_Supplied data:_
┏━━
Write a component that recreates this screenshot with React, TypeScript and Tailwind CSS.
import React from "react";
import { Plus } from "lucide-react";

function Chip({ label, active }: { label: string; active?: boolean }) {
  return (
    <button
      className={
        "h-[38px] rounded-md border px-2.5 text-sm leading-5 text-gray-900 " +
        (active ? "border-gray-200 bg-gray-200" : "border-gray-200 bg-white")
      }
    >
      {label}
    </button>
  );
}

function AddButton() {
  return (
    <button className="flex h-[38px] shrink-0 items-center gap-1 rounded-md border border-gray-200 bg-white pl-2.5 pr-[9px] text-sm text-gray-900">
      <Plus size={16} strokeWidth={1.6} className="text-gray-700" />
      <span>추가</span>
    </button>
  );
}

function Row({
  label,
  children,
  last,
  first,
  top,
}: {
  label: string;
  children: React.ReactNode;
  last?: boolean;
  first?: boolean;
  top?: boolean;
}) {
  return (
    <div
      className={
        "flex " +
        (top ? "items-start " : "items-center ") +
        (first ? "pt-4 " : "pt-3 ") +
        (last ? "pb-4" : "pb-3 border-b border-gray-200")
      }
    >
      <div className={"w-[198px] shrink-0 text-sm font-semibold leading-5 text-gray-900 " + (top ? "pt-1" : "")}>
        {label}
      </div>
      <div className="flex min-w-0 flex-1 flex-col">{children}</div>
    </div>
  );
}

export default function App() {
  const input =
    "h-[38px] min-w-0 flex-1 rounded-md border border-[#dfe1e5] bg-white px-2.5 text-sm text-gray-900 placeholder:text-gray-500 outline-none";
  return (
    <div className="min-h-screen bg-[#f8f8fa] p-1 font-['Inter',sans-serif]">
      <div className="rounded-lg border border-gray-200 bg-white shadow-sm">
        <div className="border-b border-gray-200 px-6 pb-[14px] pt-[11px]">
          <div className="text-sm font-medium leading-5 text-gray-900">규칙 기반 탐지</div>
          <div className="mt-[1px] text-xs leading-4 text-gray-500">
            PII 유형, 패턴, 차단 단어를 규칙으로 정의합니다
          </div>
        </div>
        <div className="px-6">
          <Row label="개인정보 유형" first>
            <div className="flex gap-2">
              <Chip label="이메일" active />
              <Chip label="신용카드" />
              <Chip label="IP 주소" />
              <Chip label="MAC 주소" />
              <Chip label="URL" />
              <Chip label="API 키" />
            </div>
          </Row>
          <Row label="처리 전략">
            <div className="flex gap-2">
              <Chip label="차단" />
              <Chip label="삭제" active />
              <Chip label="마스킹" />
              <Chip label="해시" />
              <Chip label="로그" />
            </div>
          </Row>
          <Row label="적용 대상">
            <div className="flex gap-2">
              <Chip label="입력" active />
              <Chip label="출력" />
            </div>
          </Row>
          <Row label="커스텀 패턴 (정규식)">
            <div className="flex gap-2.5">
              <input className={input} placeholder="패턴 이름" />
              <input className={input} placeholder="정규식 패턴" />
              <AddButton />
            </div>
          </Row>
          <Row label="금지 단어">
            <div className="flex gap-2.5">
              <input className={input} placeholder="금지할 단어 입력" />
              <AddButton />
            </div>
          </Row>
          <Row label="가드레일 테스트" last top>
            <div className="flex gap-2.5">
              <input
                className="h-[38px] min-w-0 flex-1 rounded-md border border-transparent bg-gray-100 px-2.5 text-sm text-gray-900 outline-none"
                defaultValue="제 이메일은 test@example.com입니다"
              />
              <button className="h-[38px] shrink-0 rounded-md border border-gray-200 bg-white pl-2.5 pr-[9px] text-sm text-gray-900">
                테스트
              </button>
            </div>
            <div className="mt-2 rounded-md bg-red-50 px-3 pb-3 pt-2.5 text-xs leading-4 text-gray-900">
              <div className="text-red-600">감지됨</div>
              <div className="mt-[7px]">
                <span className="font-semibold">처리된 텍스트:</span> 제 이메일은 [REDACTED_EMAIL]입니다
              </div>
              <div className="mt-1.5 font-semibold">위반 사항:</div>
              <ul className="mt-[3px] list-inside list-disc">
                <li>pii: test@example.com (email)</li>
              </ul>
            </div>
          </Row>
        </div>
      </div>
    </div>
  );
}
┗━━
┏━━
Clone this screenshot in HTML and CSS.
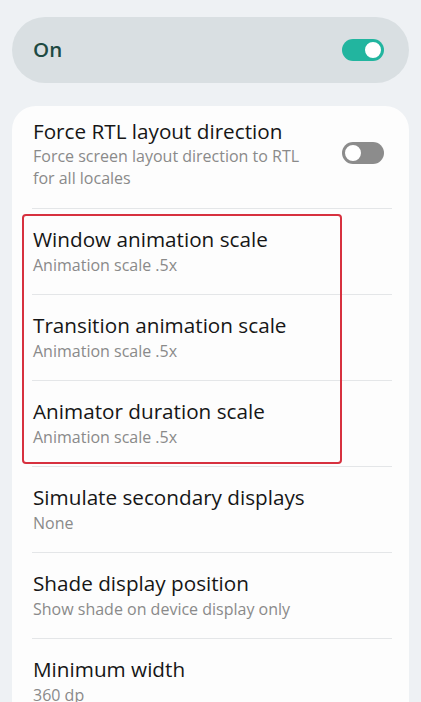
┗━━
_What is required:_
Lines containing the word "this" must all be returned from the material above.

_Written solution:_
Write a component that recreates this screenshot with React, TypeScript and Tailwind CSS.
Clone this screenshot in HTML and CSS.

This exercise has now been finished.